Appellant was arrested following the conversation.
At trial he testified he was merely walking through the gas station and had entered no automobile when arrested.
We hold that the behavior observed by the police, the time of day, and appellant's failure to properly identify himself constituted circumstances warranting justifiable and reasonable alarm and immediate concern for the safety of property in the vicinity. We held, in State v. Ecker, supra, that under circumstances where the public safety was threatened by an individual, no constitutional provision was violated in requiring credible and reliable identification, citing California v. Byers, 402 U.S. 424, 91 S.Ct. 1535, 29 L.Ed.2d 9 (1971). We recognized a suspect cannot be compelled to explain his presence and conduct without first being advised of his Miranda rights, but an individual nevertheless may be required to identify himself when the public safety is endangered.
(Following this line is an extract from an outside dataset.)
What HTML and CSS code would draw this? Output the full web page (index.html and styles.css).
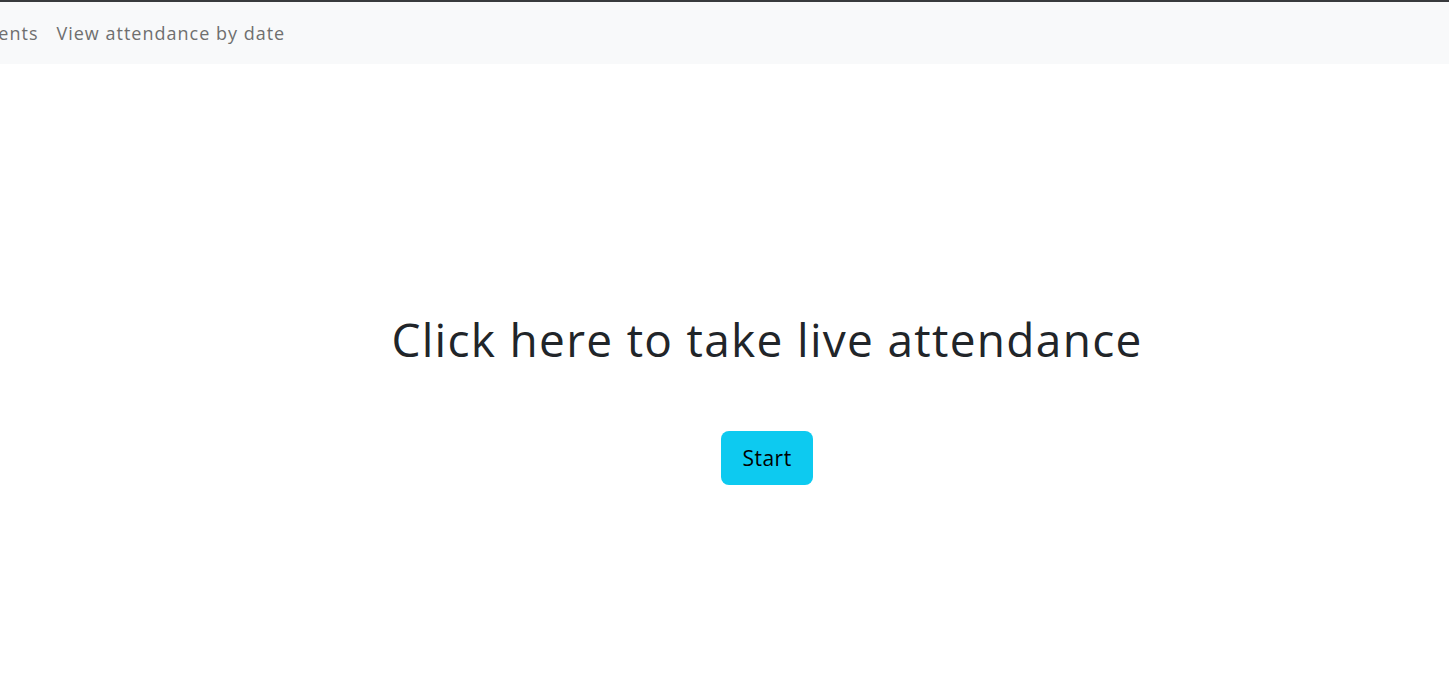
FILE: index.html
```html
<!DOCTYPE html>
<html lang="en">
<head>
<meta charset="utf-8">
<title>Live attendance</title>
<link rel="stylesheet" href="styles.css">
</head>
<body>
<nav class="navbar">
  <ul class="nav-list">
    <li class="nav-item first"><a class="nav-link" href="#">Students</a></li>
    <li class="nav-item"><a class="nav-link" href="#">View attendance by date</a></li>
  </ul>
</nav>
<main class="main">
  <section class="hero">
    <h1 class="hero-title">Click here to take live attendance</h1>
    <button class="btn-start" type="button">Start</button>
  </section>
</main>
</body>
</html>
```

FILE: styles.css
```css
html, body {
  margin: 0;
  padding: 0;
  background: #ffffff;
}
body {
  font-family: "Open Sans", "Noto Sans", sans-serif;
  color: #212529;
  overflow: hidden;
}
.navbar {
  border-top: 2px solid #383a3d;
  background: #f8f9fa;
  height: 62px;
  display: flex;
  align-items: center;
  overflow: hidden;
}
.nav-list {
  list-style: none;
  margin: 0 0 0 -44px;
  padding: 0;
  display: flex;
  gap: 18px;
}
.nav-link {
  font-size: 18px;
  letter-spacing: 1px;
  color: #6f6f6f;
  text-decoration: none;
  display: block;
}
.main {
  padding-left: 85px;
}
.hero {
  display: flex;
  flex-direction: column;
  align-items: center;
  padding-top: 248px;
}
.hero-title {
  margin: 0;
  font-size: 46px;
  font-weight: 400;
  letter-spacing: 1.3px;
  line-height: 1.2;
  color: #212529;
}
.btn-start {
  margin-top: 64px;
  width: 92px;
  height: 54px;
  border: none;
  border-radius: 8px;
  background: #0dcaf0;
  color: #000;
  font-family: inherit;
  font-size: 21px;
  letter-spacing: 0.5px;
  cursor: pointer;
}
```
The observations alone of the police officers in this case, reflected in their testimony, establish overwhelming evidence of alarm for the safety of property in the vicinity and justify a finding of guilt. See Harrington v. California, 395 U.S. 250, 89 S.Ct. 1726, 23 L.Ed.2d 284 (1969).
Affirmed.
ROBERTS, ADKINS, ENGLAND and SUNDBERG, JJ., concur.
HATCHETT, J., concurs in result only.